Throughout our society, there remains only a scarce understanding of the tradeoff between “the sweat of our brow” and the resulting benefits, mostly because we have always been paid handsomely to stand around and watch outsiders enjoy our tropical paradise. The Bahamian people have been spoiled to the point that we do not understand how anything works anymore, nor do we care.
Our concern is simply to maintain a lifestyle that we have come to enjoy, by any means necessary, but as any man about town would be able to tell you, there always comes a point when the fast money slows up. The most critical fall-out of our way of life, is that today on average we are a severely undereducated, uninformed population which means two things: firstly we are unprepared to make our country a success in the rapidly “globalizing” 21st century and secondly our collective voice is too weak to stimulate government to make the crucial changes necessary to prepare us for the future.

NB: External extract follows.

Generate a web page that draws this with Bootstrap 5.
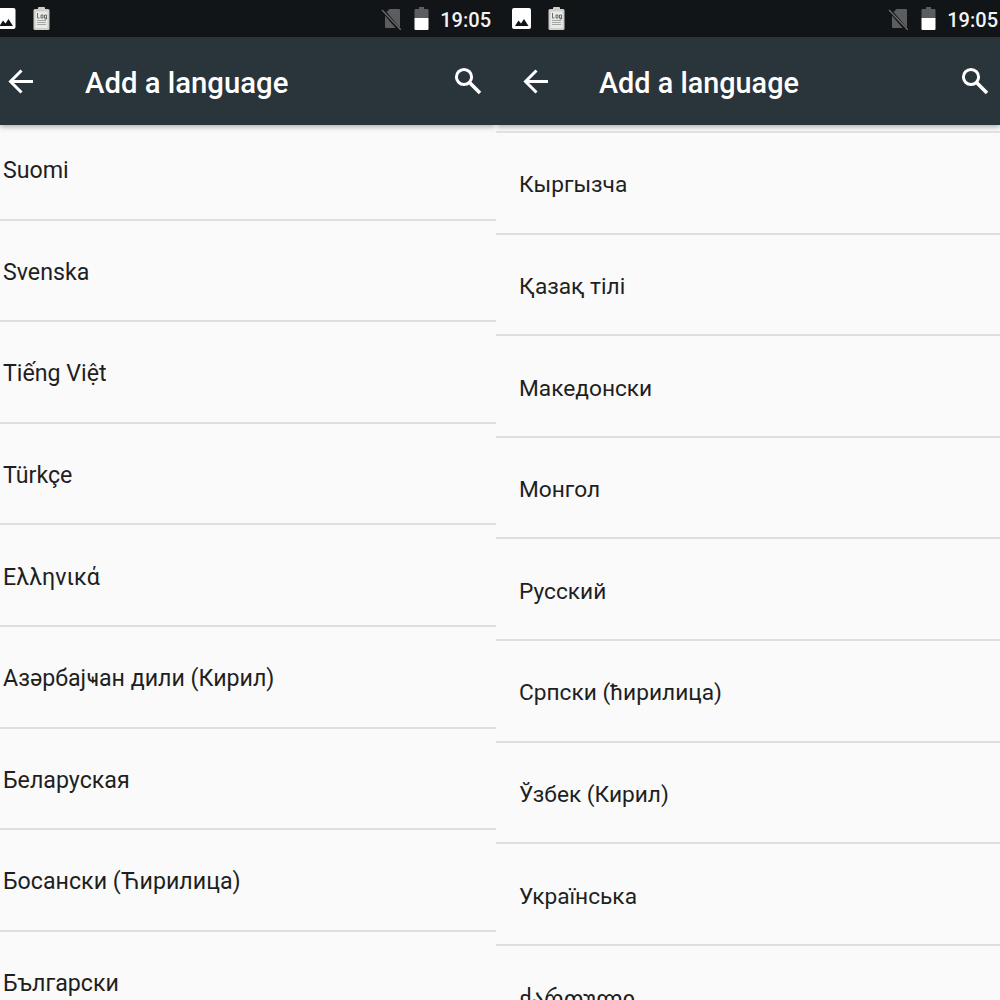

The old adage “between a rock and a hard place” comes to mind. The severity of issues with crime, the economy, overpopulation, unemployment, rights and equality, etc., will continue to plague us because we continue to employ elementary thinking to advanced social challenges. Albert Einstein is quoted as saying “The significant problems we face today cannot be solved at the same level of thinking we were at when we created them”, a phenomenon that Bahamians seem willing to try and disprove until we reach a critical mass of turmoil and despair.
Based on our current trajectory, not accounting for radically innovative solutions beyond my comprehension, the Bahamas’ destiny will be restricted and determined by two factors. The first is that somehow within the existing framework we are able to elevate great men (and women of course) to lead us and to individually promote, agitate for, and change policies and practices that encourage all Bahamians in the spirit of Forward, Upward, Onward, Together.
Sadly, this is something that has not happened throughout our history and seems by design to not be desired by those who ascend to the positions of authority which, if it were not for the actual individuals who reside in them, would be considered esteemed.
The more likely scenario, whether it happens fast or slow, whether it is socially disruptive or not, is that the collective will of the people will subvert the status quo which harbours corruption, inequality, the desires of a few over the welfare of the many, and which has promoted the sense of dependence, inferiority and the lack of pride in being Bahamian which is at the heart of so many national ills.
History, both ancient and recent, would advise us all who are able to promote the dialogue that embraces the voices of all citizens and to do all within our control to influence the direction of our country, before the problems solve themselves in ways that most are not prepared to handle.